### Available data

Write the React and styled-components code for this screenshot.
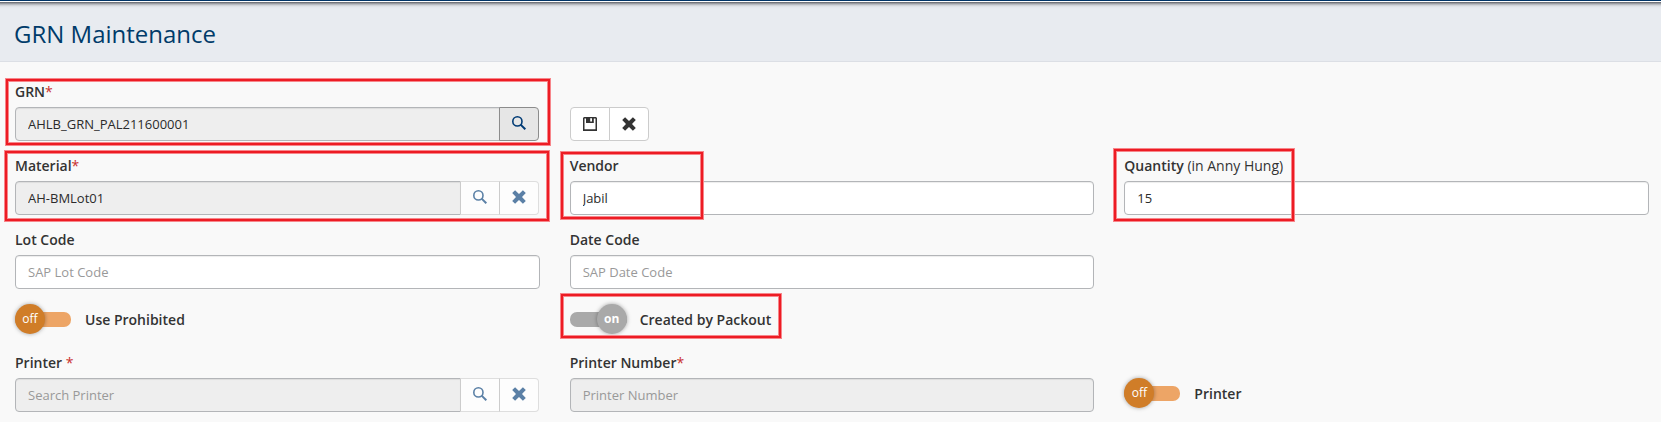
import React from 'react';
import styled, { createGlobalStyle } from 'styled-components';

const Global = createGlobalStyle`
  *, *::before, *::after { box-sizing: border-box; }
  body {
    margin: 0;
    background: #f9f9f9;
    color: #333;
    font: 13px/18px "Open Sans", "Noto Sans", sans-serif;
  }
`;

const Page = styled.div`
  position: relative;
  width: 100%;
  height: 422px;
  overflow: hidden;
`;

const TopStrip = styled.div`
  height: 2px;
  background: #fff;
  border-top: 1px solid #003366;
`;

const Header = styled.header`
  display: flex;
  align-items: center;
  height: 60px;
  padding: 4px 14px 0;
  border-bottom: 1px solid #dcdfe5;
  background: linear-gradient(#5e6168 0, #85888f 1px, #a9acb2 2px, #c8cbd0 3px, #dadde2 4px, #e4e7ec 5px, #e8ebf0 7px);
`;

const Title = styled.h1`
  margin: 0;
  color: #003b6a;
  font-size: 24px;
  line-height: 32px;
  font-weight: 400;
`;

const Form = styled.main`
  display: grid;
  grid-template-columns: repeat(3, 1fr);
  grid-template-rows: 74px 74px 74px 49px 74px;
  column-gap: 30px;
  padding: 19px 12px 0 15px;
`;

const Cell = styled.div`
  grid-column: ${(p) => p.$col};
  grid-row: ${(p) => p.$row};
  padding-top: ${(p) => p.$top || 0}px;
  min-width: 0;
`;

const Label = styled.div`
  height: 26px;
  padding-top: 1px;
  font-size: 14px;
  line-height: 19px;
  font-weight: 600;
  white-space: pre;
`;

const Required = styled.span`
  color: #c9302c;
  font-weight: 400;
`;

const Unit = styled.span`
  font-weight: 400;
`;

const Group = styled.div`
  display: flex;
  padding-right: ${(p) => (p.$inset ? 1 : 0)}px;
`;

const Input = styled.input`
  flex: 1;
  width: 100%;
  min-width: 0;
  height: 34px;
  padding: 0 12px;
  border: 1px solid #b3b5b8;
  border-radius: ${(p) => (p.$joined ? '4px 0 0 4px' : '4px')};
  background: ${(p) => (p.$locked ? '#eee' : '#fff')};
  box-shadow: inset 0 1px 1px rgba(0, 0, 0, 0.075);
  color: #2b2b2b;
  font: inherit;
  outline: none;
  &::placeholder { color: #999; opacity: 1; }
`;

const IconButton = styled.button`
  display: flex;
  align-items: center;
  justify-content: center;
  width: 40px;
  height: 34px;
  margin-left: -1px;
  padding: 0 0 ${(p) => (p.$active || p.$muted ? 2 : 0)}px;
  border: 1px solid ${(p) => (p.$active ? '#8c8c8c' : p.$muted ? '#dedede' : '#ccc')};
  border-left-color: ${(p) => (p.$active ? '#8c8c8c' : '#ccc')};
  border-radius: 0;
  background: ${(p) => (p.$active ? '#e6e6e6' : p.$muted ? '#fdfdfd' : '#fff')};
  color: ${(p) => (p.$active ? '#003b75' : p.$muted ? '#5b80a6' : '#333')};
  &:last-child { border-radius: 0 4px 4px 0; }
  &:first-child { margin-left: 0; border-radius: 4px 0 0 4px; }
`;

const ToggleRow = styled.div`
  display: flex;
  align-items: center;
  height: 30px;
`;

const Track = styled.div`
  display: flex;
  align-items: center;
  justify-content: ${(p) => (p.$on ? 'flex-end' : 'flex-start')};
  width: ${(p) => (p.$on ? 57 : 56)}px;
  height: 15px;
  margin-right: ${(p) => (p.$on ? 13 : 14)}px;
  border-radius: 7px;
  background: ${(p) => (p.$on ? '#a9a9a9' : '#eda566')};
`;

const Knob = styled.div`
  flex: none;
  width: 30px;
  height: 30px;
  border-radius: 50%;
  background: ${(p) => (p.$on ? '#a9a9a9' : '#d07d28')};
  box-shadow: 0 0 4px rgba(0, 0, 0, 0.35);
  color: #fff;
  font-size: 12px;
  line-height: 29px;
  font-weight: ${(p) => (p.$on ? 700 : 400)};
  text-align: center;
`;

const ToggleText = styled.span`
  padding-top: 1px;
  font-size: 14px;
  font-weight: 600;
`;

const Callout = styled.div`
  position: absolute;
  left: ${(p) => p.$x}px;
  top: ${(p) => p.$y}px;
  width: ${(p) => p.$w}px;
  height: ${(p) => p.$h}px;
  border: 1px solid #f7868b;
  pointer-events: none;
  &::before {
    content: '';
    position: absolute;
    inset: 0;
    border: 2px solid #ed1c24;
  }
  &::after {
    content: '';
    position: absolute;
    inset: 2px;
    border: 1px solid #f7868b;
  }
`;

const SearchIcon = () => (
  <svg width="14" height="14" viewBox="0 0 14 14" fill="none" stroke="currentColor">
    <circle cx="5.4" cy="5.4" r="4.6" strokeWidth="1.6" />
    <path d="M8.6 8.6 L13.3 13.3" strokeWidth="2" />
  </svg>
);

const CloseIcon = () => (
  <svg width="14" height="14" viewBox="0 0 14 14" fill="currentColor">
    <path d="M3.1 0.2 L7 4 L10.9 0.2 L13.8 3.1 L10 7 L13.8 10.9 L10.9 13.8 L7 10 L3.1 13.8 L0.2 10.9 L4 7 L0.2 3.1 Z" />
  </svg>
);

const SaveIcon = () => (
  <svg width="14" height="14" viewBox="0 0 14 14" fill="currentColor">
    <path fillRule="evenodd" d="M1 0 H13 L14 1 V14 H0 V1 Z M1.5 1.5 V12.2 H12.5 V1.5 H10.8 V6 H3 V1.5 Z M7.2 1.2 V4.6 H9 V1.2 Z" />
  </svg>
);

const Lookup = ({ value, placeholder }) => (
  <Group $inset>
    <Input $joined $locked readOnly defaultValue={value} placeholder={placeholder} />
    <IconButton $muted><SearchIcon /></IconButton>
    <IconButton $muted><CloseIcon /></IconButton>
  </Group>
);

const Toggle = ({ on, children }) => (
  <ToggleRow>
    <Track $on={on}><Knob $on={on}>{on ? 'on' : 'off'}</Knob></Track>
    <ToggleText>{children}</ToggleText>
  </ToggleRow>
);

export default function App() {
  return (
    <Page>
      <Global />
      <TopStrip />
      <Header><Title>GRN Maintenance</Title></Header>
      <Form>
        <Cell $col={1} $row={1}>
          <Label>GRN<Required>*</Required></Label>
          <Group $inset>
            <Input $joined $locked readOnly defaultValue="AHLB_GRN_PAL211600001" />
            <IconButton $active><SearchIcon /></IconButton>
          </Group>
        </Cell>
        <Cell $col={2} $row={1} $top={26}>
          <Group>
            <IconButton><SaveIcon /></IconButton>
            <IconButton><CloseIcon /></IconButton>
          </Group>
        </Cell>
        <Cell $col={1} $row={2}>
          <Label>Material<Required>*</Required></Label>
          <Lookup value="AH-BMLot01" />
        </Cell>
        <Cell $col={2} $row={2}>
          <Label>Vendor</Label>
          <Group><Input defaultValue="Jabil" /></Group>
        </Cell>
        <Cell $col={3} $row={2}>
          <Label>Quantity <Unit>(in Anny Hung)</Unit></Label>
          <Group><Input defaultValue="15" /></Group>
        </Cell>
        <Cell $col={1} $row={3}>
          <Label>Lot Code</Label>
          <Group><Input placeholder="SAP Lot Code" /></Group>
        </Cell>
        <Cell $col={2} $row={3}>
          <Label>Date Code</Label>
          <Group><Input placeholder="SAP Date Code" /></Group>
        </Cell>
        <Cell $col={1} $row={4} $top={1}><Toggle>Use Prohibited</Toggle></Cell>
        <Cell $col={2} $row={4} $top={1}><Toggle on>Created by Packout</Toggle></Cell>
        <Cell $col={1} $row={5}>
          <Label>Printer <Required>*</Required></Label>
          <Lookup placeholder="Search Printer" />
        </Cell>
        <Cell $col={2} $row={5}>
          <Label>Printer Number<Required>*</Required></Label>
          <Group><Input $locked readOnly placeholder="Printer Number" /></Group>
        </Cell>
        <Cell $col={3} $row={5} $top={26}><Toggle>Printer</Toggle></Cell>
      </Form>
      <Callout $x={5} $y={78} $w={546} $h={68} />
      <Callout $x={4} $y={150} $w={546} $h={72} />
      <Callout $x={560} $y={151} $w={144} $h={69} />
      <Callout $x={1113} $y={148} $w={182} $h={74} />
      <Callout $x={560} $y={293} $w={222} $h={46} />
    </Page>
  );
}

### What is needed
Extract each line from the listing that holds the word "React".

### Solution to this task
Write the React and styled-components code for this screenshot.
import React from 'react';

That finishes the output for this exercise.